Addressing these issues requires substantial infrastructure investments to improve the fecal sludge management system, expand treatment capacity, and enhance emptying services.

===Alappuzha, India===
Alappuzha, also called Alleppey, located in Kerala, India, faces significant sanitation challenges due to its flat topography, proximity to the Arabian Sea and Vembanad Lake, and a high groundwater table. Despite universal access to toilets, the municipality lacks facilities for treating sewage or fecal sludge, causing severe environmental contamination. Most onsite sanitation systems, including septic tanks and pit latrines, are inadequately designed and irregularly emptied, leading to untreated waste contaminating local groundwater and canals. Tests indicated widespread contamination, with E. coli detected in the majority of water samples. Additionally, the town's canals suffer from eutrophication due to nutrient-rich seepage from improperly managed sanitation systems, negatively affecting tourism, one of Alappuzha's key economic activities.

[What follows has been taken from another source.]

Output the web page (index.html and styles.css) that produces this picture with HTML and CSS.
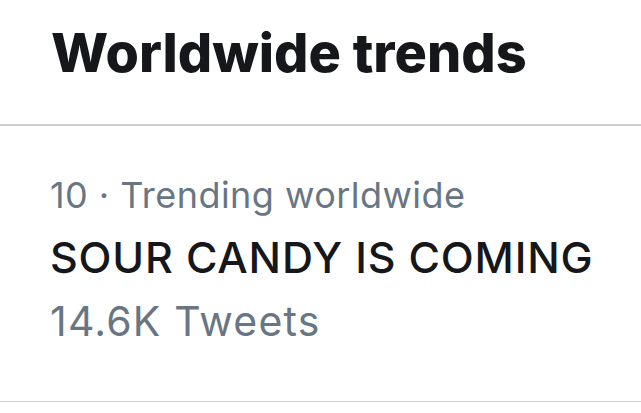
FILE: index.html
```html
<!DOCTYPE html>
<html>
<head>
<meta charset="utf-8">
<link rel="stylesheet" href="styles.css">
</head>
<body>
<div class="panel">
  <div class="header"><h1 class="title">Worldwide trends</h1></div>
  <div class="trend">
    <div class="meta">10 · Trending worldwide</div>
    <div class="name">SOUR CANDY IS COMING</div>
    <div class="count">14.6K Tweets</div>
  </div>
</div>
</body>
</html>
```
FILE: styles.css
```css
html, body { margin: 0; padding: 0; background: #fff; }
body { font-family: Inter, "Noto Sans", sans-serif; width: 641px; height: 413px; overflow: hidden; }
.panel { display: flex; flex-direction: column; }
.header { border-bottom: 2px solid #cfcfd1; padding-left: 51px; box-sizing: border-box; height: 126px; }
.title { margin: 0; padding-top: 22px; font-size: 54px; font-weight: 800; color: #16171a; line-height: 62px; letter-spacing: 0; }
.trend { padding-left: 50px; height: 276px; border-bottom: 1px solid #cfcfd1; box-sizing: border-box; padding-top: 49px; }
.meta { font-size: 36px; color: #687684; line-height: 40px; letter-spacing: 0.45px; }
.name { font-size: 43px; font-weight: 500; color: #16171a; line-height: 48px; margin-top: 18px; letter-spacing: 0.8px; }
.count { font-size: 41px; color: #687684; line-height: 44px; margin-top: 18px; letter-spacing: 1.2px; }
```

The SFD for Alappuzha clearly highlights these issues, emphasizing the urgent need for improved fecal sludge management and infrastructure investments to safeguard environmental and public health.

===Guwahati, India===
In Guwahati, sanitation sustainability is complicated by frequent seasonal flooding and poor sanitation infrastructure design. Despite a high reported coverage of improved sanitation facilities (93.4%), actual management practices differ significantly, leading to regular shifts between improved and unimproved sanitation statuses depending on seasonal flooding. Many latrines become flooded or inaccessible during monsoons, forcing residents to resort to "sanitation stacking," where multiple sanitation methods, including open defecation, are used simultaneously depending on seasonal and environmental conditions. Additionally, many septic tanks discharge effluent directly into marshlands, severely compromising environmental safety.

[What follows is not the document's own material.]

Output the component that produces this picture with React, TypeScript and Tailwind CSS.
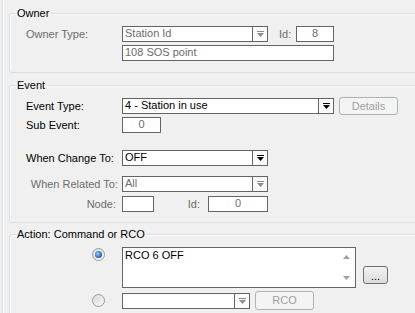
import React from "react";

const GRAY = "text-[#6d6d6d]";

function Arrow({ disabled }: { disabled?: boolean }) {
  const c = disabled ? "#8c8c8c" : "#000";
  return (
    <svg width="7" height="6" viewBox="0 0 7 6" className="block">
      <rect x="0" y="0" width="7" height="1" fill={c} />
      <polygon points="0,2 7,2 3.5,6" fill={c} />
    </svg>
  );
}

function Combo({ w, value, disabled }: { w: string; value: string; disabled?: boolean }) {
  return (
    <div className={`${w} h-[16px] flex border border-[#646464] bg-white`}>
      <div className={`flex-1 pl-[2px] leading-[13px] ${disabled ? GRAY : "text-black"}`}>{value}</div>
      <div className="w-[15px] border-l border-[#646464] flex items-center justify-center bg-[#fbfbfb]">
        <Arrow disabled={disabled} />
      </div>
    </div>
  );
}

function TextBox({ w, value, disabled, center }: { w: string; value?: string; disabled?: boolean; center?: boolean }) {
  return (
    <div
      className={`${w} h-[16px] border border-[#646464] bg-white px-[2px] leading-[13px] ${center ? "text-center" : ""} ${
        disabled ? GRAY : "text-black"
      }`}
    >
      {value}
    </div>
  );
}

function DisabledButton({ w, h, label }: { w: string; h: string; label: string }) {
  return (
    <div
      className={`${w} ${h} border border-[#adb2b5] rounded-[3px] bg-[#f4f4f4] flex items-center justify-center text-[#a0a0a0] leading-[13px]`}
    >
      {label}
    </div>
  );
}

function Radio({ checked }: { checked?: boolean }) {
  return (
    <div className="w-[13px] h-[13px] rounded-full border border-[#9a9a9a] bg-gradient-to-br from-[#dcdcdc] to-[#fafafa] flex items-center justify-center">
      {checked ? (
        <div className="w-[7px] h-[7px] rounded-full bg-[radial-gradient(circle_at_40%_40%,#9fd0f5,#1f6fc0_60%,#0f4a8a)]" />
      ) : (
        <div className="w-[7px] h-[7px] rounded-full bg-gradient-to-br from-[#d8d8d8] to-[#f4f4f4]" />
      )}
    </div>
  );
}

function Group({ title, h, mt, children }: { title: string; h: string; mt: string; children: React.ReactNode }) {
  return (
    <div
      className={`relative ${mt} ${h} w-[420px] shrink-0 border border-[#d5dfe5] rounded-[3px] shadow-[inset_1px_1px_0_#ffffff]`}
    >
      <div className="absolute left-[6px] top-[-7px] px-[1px] bg-[#f0f0f0] leading-[13px] text-black">{title}</div>
      {children}
    </div>
  );
}

export default function App() {
  return (
    <div className="w-[415px] h-[313px] overflow-hidden bg-[#f0f0f0] font-['Liberation_Sans',Arial,sans-serif] text-[11px] pl-[2px]">
      <div className="h-full border-l border-[#d5dfe5] shadow-[inset_1px_0_0_#ffffff] pl-[6px] flex flex-col">
        {/* Owner */}
        <Group title="Owner" h="h-[60px]" mt="mt-[13px]">
          <div className="pt-[12px] flex flex-col gap-[3px]">
            <div className="flex items-center">
              <div className={`w-[112px] pl-[16px] leading-[13px] ${GRAY}`}>Owner Type:</div>
              <Combo w="w-[146px]" value="Station Id" disabled />
              <div className={`w-[28px] pl-[11px] leading-[13px] ${GRAY}`}>Id:</div>
              <TextBox w="w-[38px]" value="8" disabled center />
            </div>
            <div className="flex items-center">
              <div className="w-[112px]" />
              <TextBox w="w-[212px]" value="108 SOS point" disabled />
            </div>
          </div>
        </Group>

        {/* Event */}
        <Group title="Event" h="h-[138px]" mt="mt-[12px]">
          <div className="pt-[11px] flex flex-col">
            <div className="flex items-center h-[18px]">
              <div className="w-[112px] pl-[16px] leading-[13px]">Event Type:</div>
              <Combo w="w-[212px]" value="4 - Station in use" />
              <div className="ml-[5px]">
                <DisabledButton w="w-[59px]" h="h-[18px]" label="Details" />
              </div>
            </div>
            <div className="flex items-center mt-[2px]">
              <div className="w-[112px] pl-[16px] leading-[13px]">Sub Event:</div>
              <TextBox w="w-[39px]" value="0" disabled center />
            </div>
            <div className="flex items-center mt-[17px]">
              <div className="w-[112px] pl-[16px] leading-[13px]">When Change To:</div>
              <Combo w="w-[146px]" value="OFF" />
            </div>
            <div className="flex items-center mt-[10px]">
              <div className={`w-[112px] pr-[4px] text-right leading-[13px] ${GRAY}`}>When Related To:</div>
              <Combo w="w-[146px]" value="All" disabled />
            </div>
            <div className="flex items-center mt-[4px]">
              <div className={`w-[112px] pr-[6px] text-right leading-[13px] ${GRAY}`}>Node:</div>
              <TextBox w="w-[32px]" />
              <div className={`w-[54px] pr-[8px] text-right leading-[13px] ${GRAY}`}>Id:</div>
              <TextBox w="w-[60px]" value="0" disabled center />
            </div>
          </div>
        </Group>

        {/* Action */}
        <Group title="Action: Command or RCO" h="h-[100px]" mt="mt-[11px]">
          <div className="pt-[12px] flex flex-col">
            <div className="flex items-start">
              <div className="w-[112px] pl-[82px] pt-[1px]">
                <Radio checked />
              </div>
              <div className="w-[234px] h-[41px] border border-[#646464] bg-white flex">
                <div className="flex-1 pl-[2px] pt-[1px] leading-[13px] text-black">RCO 6 OFF</div>
                <div className="w-[17px] flex flex-col items-center justify-between py-[7px]">
                  <svg width="7" height="4" viewBox="0 0 7 4">
                    <polygon points="0,4 7,4 3.5,0" fill="#a0a0a0" />
                  </svg>
                  <svg width="7" height="4" viewBox="0 0 7 4">
                    <polygon points="0,0 7,0 3.5,4" fill="#a0a0a0" />
                  </svg>
                </div>
              </div>
              <div className="ml-[7px] mt-[19px] w-[25px] h-[18px] border border-[#707070] rounded-[3px] bg-gradient-to-b from-[#f2f2f2] to-[#dcdcdc] flex items-end justify-center pb-[3px] leading-[8px] text-black">
                ...
              </div>
            </div>
            <div className="flex items-center mt-[3px] h-[19px]">
              <div className="w-[112px] pl-[82px]">
                <Radio />
              </div>
              <Combo w="w-[128px]" value="" disabled />
              <div className="ml-[5px]">
                <DisabledButton w="w-[59px]" h="h-[19px]" label="RCO" />
              </div>
            </div>
          </div>
        </Group>
      </div>
    </div>
  );
}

Shit flow diagrams for the area reveal that, although officially considered "improved," nearly half of the sanitation systems (approximately 46%) safely manage fecal sludge, highlighting significant discrepancies between official classifications and actual on-the-ground sanitation practices.

== Further development ==

Shit flow diagrams face several challenges and limitations. Reliable data collection is often hampered by limited local technical capacity, unclear definitions of sanitation containment systems, and insufficient performance data, particularly regarding onsite sanitation. Informal sanitation practices, inadequate record-keeping, and discrepancies between reported and actual conditions can significantly impact the accuracy and reliability of SFDs. Additionally, widespread improper disposal practices and insufficient reliable data on treatment outcomes make it challenging to accurately evaluate sanitation safety.

Proposed improvements for SFDs include refining methodologies to better differentiate between types of sanitation systems and management practices, developing clearer guidelines for data collection and interpretation, and enhancing local capacity through targeted training programs. Furthermore, expanding the use of digital and mobile tools to streamline data collection and analysis is anticipated to improve the accuracy and efficiency of SFD generation. Integrating environmental considerations alongside public health criteria will also enhance the utility of SFDs for comprehensive urban sanitation planning.